We’re tough to pigeonhole, which is both a blessing and a curse.
It’s a blessing because we can be flexible. It’s a curse because we constantly must prove our value to people who are trying to associate with us a familiar frame of reference that they don’t have.
whitney says
Can’t forget this one from July 07
http://www.nytimes.com/2007/07/08/business/yourmoney/08starts.html?_r=1&oref=slogin
Sam says
Funny story from my time at Microsoft. An employee survey asked us to classify our role in the company, and like Cam, I found they were trying too hard to pigeon-hole the UCD function into buckets that didn’t quite work.
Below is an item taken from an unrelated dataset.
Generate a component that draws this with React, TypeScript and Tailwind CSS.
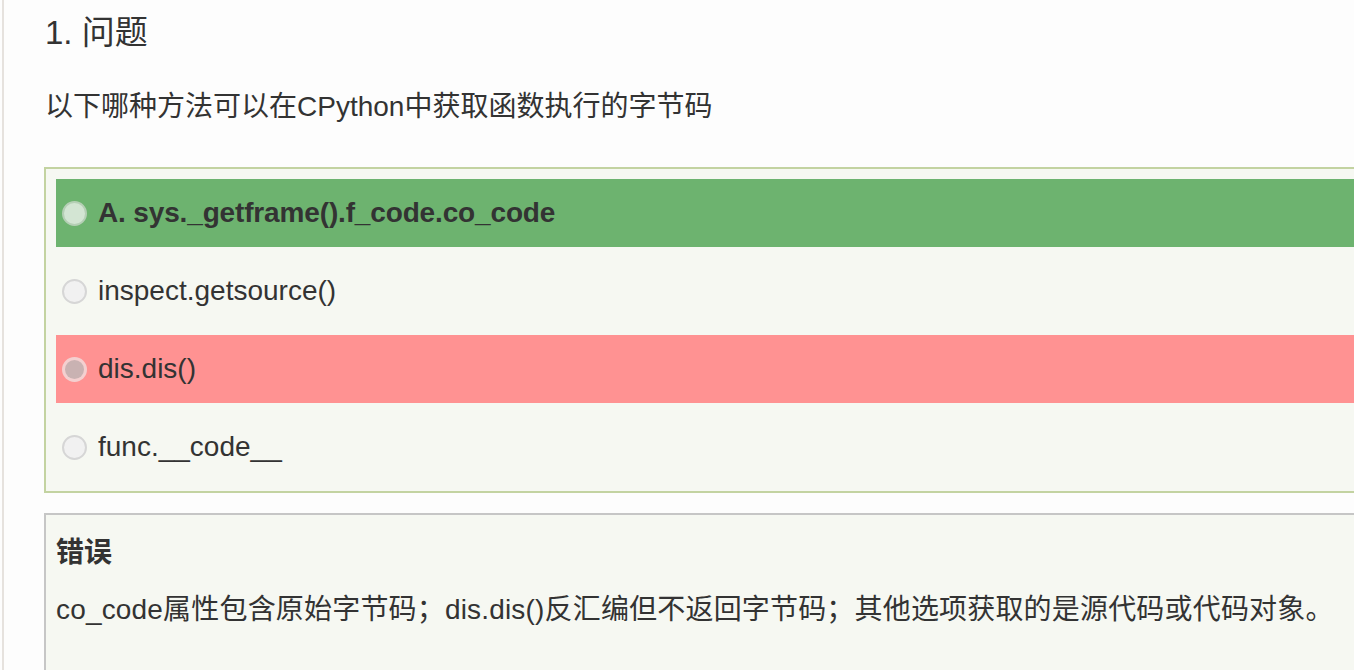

I sent it out to my team, and I some great responses. One is worth sharing; it went something like this: “It’s not even just usability disciplines. I’m technical support at the end of usability studies when a user didn’t get something. I’m QA when I’m arguing for bugs on the same level as other testers to impact the product. And I’m *constantly* selling – not the product, but my own skills and abilities to help people to understand what I do.”
I’m not sure the need for such a broad skill set is *unique* to our discipline, per se, but with how much its emerging (as Whit points out), we’re going to need to be generalists for a long time to come.